SUPPLIED RECORDS |
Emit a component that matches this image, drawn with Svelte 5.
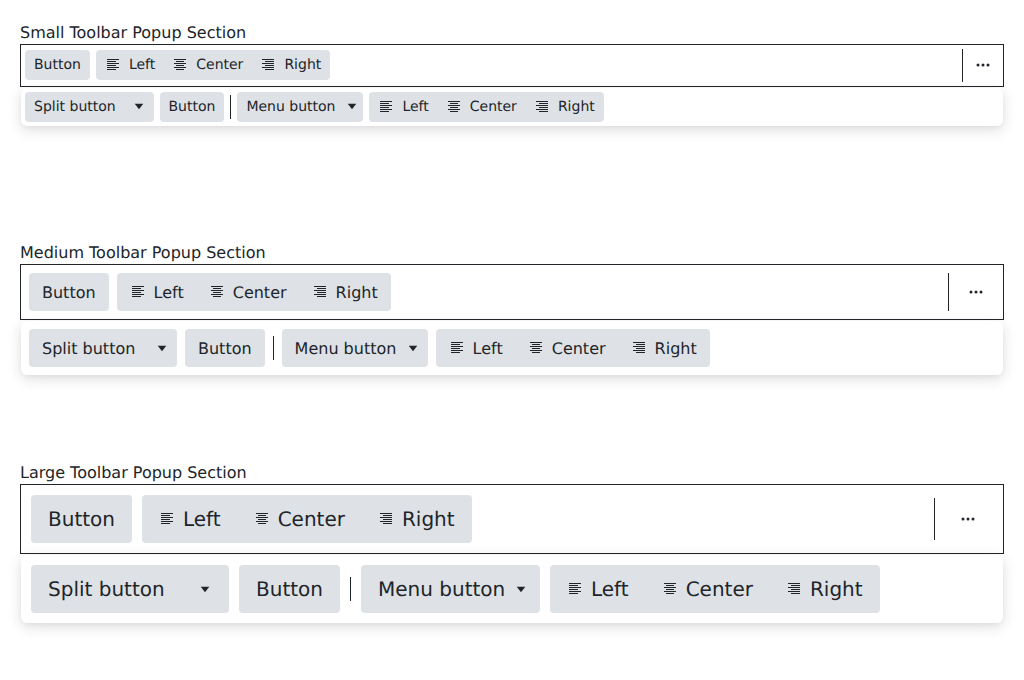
<script>
  const sections = [
    { name: 'Small', cls: 'small' },
    { name: 'Medium', cls: 'medium' },
    { name: 'Large', cls: 'large' }
  ];
  const aligns = [
    { label: 'Left', xs: [0, 0, 0, 0, 0, 0], ws: [12, 9, 12, 9, 12, 9] },
    { label: 'Center', xs: [0, 2, 0, 2, 0, 2], ws: [12, 8, 12, 8, 12, 8] },
    { label: 'Right', xs: [0, 3, 0, 3, 0, 3], ws: [12, 9, 12, 9, 12, 9] }
  ];
</script>

{#snippet group()}
  <div class="group">
    {#each aligns as a}
      <div class="item">
        <svg class="icon" width="16" height="16" viewBox="0 0 16 16" aria-hidden="true">
          {#each a.xs as x, i}
            <rect x={2 + x} y={2 + i * 2} width={a.ws[i]} height="1" fill="#212529" />
          {/each}
        </svg>
        <span>{a.label}</span>
      </div>
    {/each}
  </div>
{/snippet}

{#snippet caret()}
  <svg class="caret" width="10" height="7" viewBox="0 0 10 7" aria-hidden="true">
    <path d="M0.75 0.75h8.5L5 6.25z" fill="#212529" />
  </svg>
{/snippet}

<main>
  {#each sections as s}
    <section class={s.cls}>
      <h2>{s.name} Toolbar Popup Section</h2>
      <div class="bar">
        <div class="btn">Button</div>
        {@render group()}
        <div class="end">
          <div class="vline"></div>
          <div class="more">
            <svg width="14" height="4" viewBox="0 0 14 4" aria-hidden="true">
              <circle cx="2" cy="2" r="1.5" fill="#212529" />
              <circle cx="7" cy="2" r="1.5" fill="#212529" />
              <circle cx="12" cy="2" r="1.5" fill="#212529" />
            </svg>
          </div>
        </div>
      </div>
      <div class="popup">
        <div class="btn split"><span>Split button</span>{@render caret()}</div>
        <div class="btn">Button</div>
        <div class="sep"></div>
        <div class="btn menu"><span>Menu button</span>{@render caret()}</div>
        {@render group()}
      </div>
    </section>
  {/each}
</main>

<style>
  :global(body) {
    margin: 0;
    background: #fff;
    font-family: "DejaVu Sans", sans-serif;
    color: #212529;
    text-rendering: geometricPrecision;
  }
  main {
    padding: 24px 20px 0;
  }
  section {
    height: 220px;
  }
  h2 {
    margin: 0;
    font-size: 16px;
    font-weight: 400;
    line-height: 18px;
    height: 20px;
    color: #212529;
  }
  .bar {
    display: flex;
    align-items: center;
    border: 1px solid #212529;
    background: #fff;
    box-sizing: border-box;
  }
  .popup {
    display: flex;
    align-items: center;
    background: #fff;
    border-radius: 6px;
    box-shadow: 0 2px 4px rgba(33, 37, 41, 0.04), 0 4px 14px rgba(33, 37, 41, 0.14);
    box-sizing: border-box;
    margin: 1px 1px 0;
  }
  .btn,
  .group {
    display: flex;
    align-items: center;
    flex: none;
    background: #dee2e6;
    border-radius: 4px;
    white-space: nowrap;
    box-sizing: border-box;
  }
  .item {
    display: flex;
    align-items: center;
  }
  .icon,
  .caret {
    display: block;
    flex: none;
  }
  .end {
    margin-left: auto;
    display: flex;
    align-items: center;
  }
  .vline {
    width: 1px;
    background: #212529;
  }
  .sep {
    width: 1px;
    height: 24px;
    background: #212529;
    flex: none;
  }
  .more {
    display: flex;
    align-items: center;
    justify-content: center;
  }
  .more svg {
    display: block;
  }

  .small .bar {
    height: 43px;
    padding: 0 4px 1px;
    gap: 6px;
  }
  .small .popup {
    height: 38px;
    padding: 0 4px;
    gap: 6px;
  }
  .small .btn,
  .small .group {
    font-size: 14px;
    height: 30px;
  }
  .small .popup .btn,
  .small .popup .group {
    padding-bottom: 1px;
  }
  .small .btn {
    padding-left: 9px;
    padding-right: 9px;
  }
  .small .group {
    padding-left: 9px;
    padding-right: 9px;
    gap: 17px;
  }
  .small .item {
    gap: 8px;
  }
  .small .split {
    width: 128.5px;
    justify-content: space-between;
    padding-right: 10px;
  }
  .small .menu {
    width: 126px;
    justify-content: space-between;
    padding-right: 6px;
  }
  .small .vline {
    height: 33px;
    margin-right: 13px;
  }
  .small .more {
    margin-right: 9px;
  }

  .medium .bar {
    height: 56px;
    padding: 0 8px;
    gap: 8px;
  }
  .medium .popup {
    height: 54px;
    padding: 0 8px;
    gap: 8px;
  }
  .medium .btn,
  .medium .group {
    font-size: 16px;
    height: 38px;
  }
  .medium .btn {
    padding: 0 13px;
  }
  .medium .group {
    padding: 0 13px;
    gap: 25px;
  }
  .medium .item {
    gap: 8px;
  }
  .medium .split {
    width: 148px;
    justify-content: space-between;
    padding-right: 10px;
  }
  .medium .menu {
    width: 146px;
    justify-content: space-between;
    padding-right: 10px;
  }
  .medium .vline {
    height: 38px;
    margin-right: 20px;
  }
  .medium .more {
    margin-right: 12px;
  }

  .large .bar {
    height: 70px;
    padding: 0 10px;
    gap: 10px;
  }
  .large .popup {
    height: 68px;
    padding: 0 10px;
    gap: 10px;
  }
  .large .btn,
  .large .group {
    font-size: 20px;
    height: 48px;
  }
  .large .btn {
    padding: 0 17px;
  }
  .large .group {
    padding: 0 17px;
    gap: 33px;
  }
  .large .item {
    gap: 8px;
  }
  .large .split {
    width: 198px;
    justify-content: space-between;
    padding-right: 19px;
  }
  .large .menu {
    width: 179px;
    justify-content: space-between;
    padding-right: 14px;
  }
  .large .vline {
    height: 42px;
    margin-right: 26px;
  }
  .large .more {
    margin-right: 18px;
  }
</style>
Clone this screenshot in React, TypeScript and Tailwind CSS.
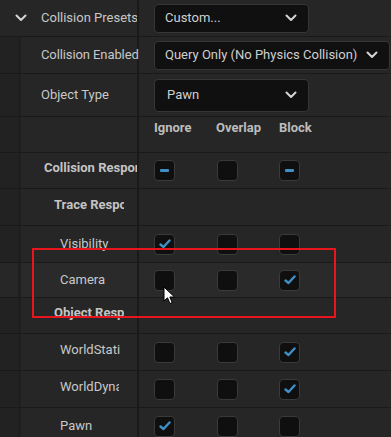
import type { ReactNode } from 'react';

type Check = 'on' | 'off' | 'mixed';

function Chevron({ className = '' }: { className?: string }) {
  return (
    <svg width="12" height="8" viewBox="0 0 12 8" className={className}>
      <polyline points="1.5,1.5 6,6 10.5,1.5" fill="none" stroke="#d4d4d4" strokeWidth="2" strokeLinecap="round" strokeLinejoin="round" />
    </svg>
  );
}

function Box({ state }: { state: Check }) {
  return (
    <div className="w-[21px] h-[21px] rounded-[4px] bg-[#0f0f0f] border border-[#3a3a3a] flex items-center justify-center">
      {state === 'on' && (
        <svg width="12" height="10" viewBox="0 0 12 10">
          <polyline points="1.5,5.5 4.5,8 10.5,1.5" fill="none" stroke="#3f8fc6" strokeWidth="2.4" strokeLinecap="round" strokeLinejoin="round" />
        </svg>
      )}
      {state === 'mixed' && <div className="w-[9px] h-[3px] rounded-[1px] bg-[#3f8fc6]" />}
    </div>
  );
}

function Dropdown({ text, width, height, pad }: { text: string; width: string; height: string; pad: string }) {
  return (
    <div className={`${width} ${height} ${pad} rounded-[4px] bg-[#101010] border border-[#363636] flex items-center justify-between pr-[11px] text-[#cfcfcf]`}>
      <span className="whitespace-nowrap">{text}</span>
      <Chevron />
    </div>
  );
}

function Row({
  height,
  label,
  value,
  gutter = true,
  hover = false,
  clip = true,
}: {
  height: string;
  label: ReactNode;
  value?: ReactNode;
  gutter?: boolean;
  hover?: boolean;
  clip?: boolean;
}) {
  const bg = hover ? 'bg-[#2a2a2a]' : 'bg-[#262626]';
  return (
    <div className={`flex ${height} shrink-0`}>
      <div className={`w-[137px] shrink-0 flex ${bg}`}>
        {gutter && <div className={`w-[21px] shrink-0 h-full border-r-[3px] border-[#1f1f1f] ${hover ? 'bg-[#272727]' : 'bg-[#222222]'}`} />}
        <div className={`flex-1 min-w-0 flex items-center ${clip ? 'overflow-hidden' : 'relative z-10'}`}>{label}</div>
      </div>
      <div className="w-[2px] shrink-0 bg-[#1a1a1a]" />
      <div className={`flex-1 flex items-center pl-[15px] ${bg}`}>{value}</div>
    </div>
  );
}

function Checks({ states }: { states: Check[] }) {
  return (
    <div className="flex">
      {states.map((s, i) => (
        <div key={i} className={i === 1 ? 'w-[62px]' : 'w-[63px]'}>
          <Box state={s} />
        </div>
      ))}
    </div>
  );
}

function Clip({ w, children, bold = false }: { w: string; children: ReactNode; bold?: boolean }) {
  return (
    <span className={`${w} overflow-hidden whitespace-nowrap ${bold ? 'font-bold text-[#c4c4c4]' : ''}`}>{children}</span>
  );
}

export default function App() {
  return (
    <div className="relative w-[391px] h-[437px] overflow-hidden bg-[#1a1a1a] text-[13px] text-[#c8c8c8] font-['Roboto','Liberation_Sans',sans-serif]">
      <div className="flex flex-col gap-px">
        <Row
          height="h-[36px]"
          gutter={false}
          label={
            <div className="flex items-center">
              <Chevron className="ml-[15px] mr-[14px]" />
              <span className="whitespace-nowrap">Collision Presets</span>
            </div>
          }
          value={<Dropdown text="Custom..." width="w-[155px]" height="h-[29px]" pad="pl-[10px]" />}
        />
        <Row
          height="h-[36px]"
          clip={false}
          label={<span className="pl-[20px] whitespace-nowrap tracking-[-0.1px]">Collision Enabled</span>}
          value={<Dropdown text="Query Only (No Physics Collision)" width="w-[236px]" height="h-[29px]" pad="pl-[10px]" />}
        />
        <Row
          height="h-[42px]"
          label={<span className="pl-[20px] whitespace-nowrap">Object Type</span>}
          value={<Dropdown text="Pawn" width="w-[155px]" height="h-[33px]" pad="pl-[12px]" />}
        />
        <div className="flex h-[35px] shrink-0">
          <div className="w-[137px] shrink-0 flex bg-[#262626]">
            <div className="w-[21px] shrink-0 h-full border-r-[3px] border-[#1f1f1f] bg-[#222222]" />
          </div>
          <div className="w-[2px] shrink-0 bg-[#1a1a1a]" />
          <div className="flex-1 flex items-start pt-[3px] pl-[15px] bg-[#262626] font-bold text-[#bdbdbd] leading-[16px]">
            <span className="w-[62px]">Ignore</span>
            <span className="w-[63px]">Overlap</span>
            <span>Block</span>
          </div>
        </div>
        <Row
          height="h-[35px]"
          label={<span className="pl-[23px]"><Clip w="w-[93px] inline-block" bold>Collision Responses</Clip></span>}
          value={<Checks states={['mixed', 'off', 'mixed']} />}
        />
        <Row
          height="h-[36px]"
          label={<span className="pl-[33px]"><Clip w="w-[70px] inline-block" bold>Trace Responses</Clip></span>}
        />
        <Row
          height="h-[36px]"
          label={<span className="pl-[39px]">Visibility</span>}
          value={<Checks states={['on', 'off', 'off']} />}
        />
        <Row
          height="h-[34px]"
          hover
          label={<span className="pl-[39px]">Camera</span>}
          value={<Checks states={['off', 'off', 'on']} />}
        />
        <Row
          height="h-[35px]"
          label={<span className="pl-[33px]"><Clip w="w-[70px] inline-block" bold>Object Responses</Clip></span>}
        />
        <Row
          height="h-[36px]"
          label={<span className="pl-[39px]"><Clip w="w-[60px] inline-block">WorldStatic</Clip></span>}
          value={<Checks states={['off', 'off', 'on']} />}
        />
        <Row
          height="h-[36px]"
          label={<span className="pl-[39px]"><Clip w="w-[59px] inline-block">WorldDynamic</Clip></span>}
          value={<Checks states={['off', 'off', 'on']} />}
        />
        <Row
          height="h-[36px]"
          label={<span className="pl-[39px]">Pawn</span>}
          value={<Checks states={['on', 'off', 'off']} />}
        />
      </div>

      {/* red highlight box */}
      <div className="absolute left-[32px] top-[248px] w-[304px] h-[70px] border-2 border-[#e8161c] pointer-events-none" />

      {/* mouse cursor */}
      <svg className="absolute left-[163px] top-[286px]" width="13" height="19" viewBox="0 0 13 19">
        <path d="M1 1 L1 15 L4.5 11.8 L7 17.5 L9.2 16.5 L6.8 11 L11.5 11 Z" fill="#ffffff" stroke="#000000" strokeWidth="1" strokeLinejoin="round" />
      </svg>
    </div>
  );
}
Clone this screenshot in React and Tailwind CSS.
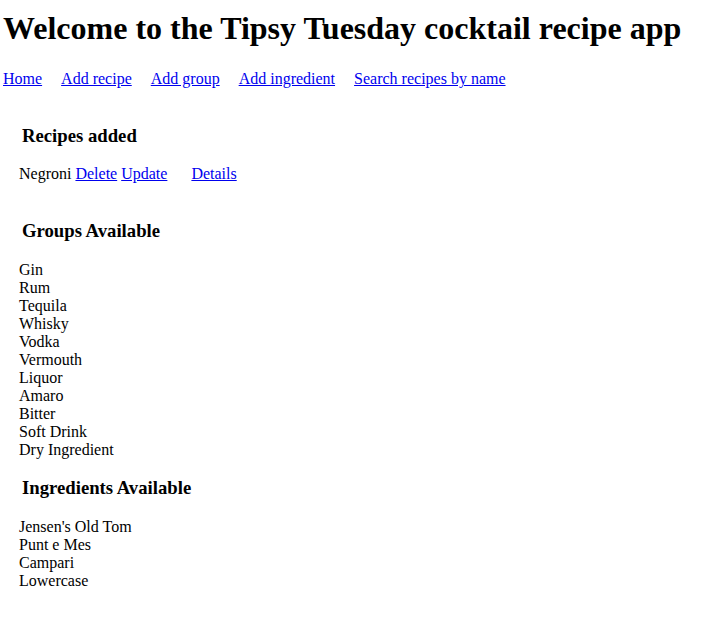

WORK TO COMPLETE |
Reproduce, word for word, only the lines in the records above from the line with "Clone this screenshot in React, TypeScript" through the line with "type Check = 'on' | 'off' | 'mixed';", including both ends; omit the pictures.

TASK RESPONSE |
Clone this screenshot in React, TypeScript and Tailwind CSS.
import type { ReactNode } from 'react';

type Check = 'on' | 'off' | 'mixed';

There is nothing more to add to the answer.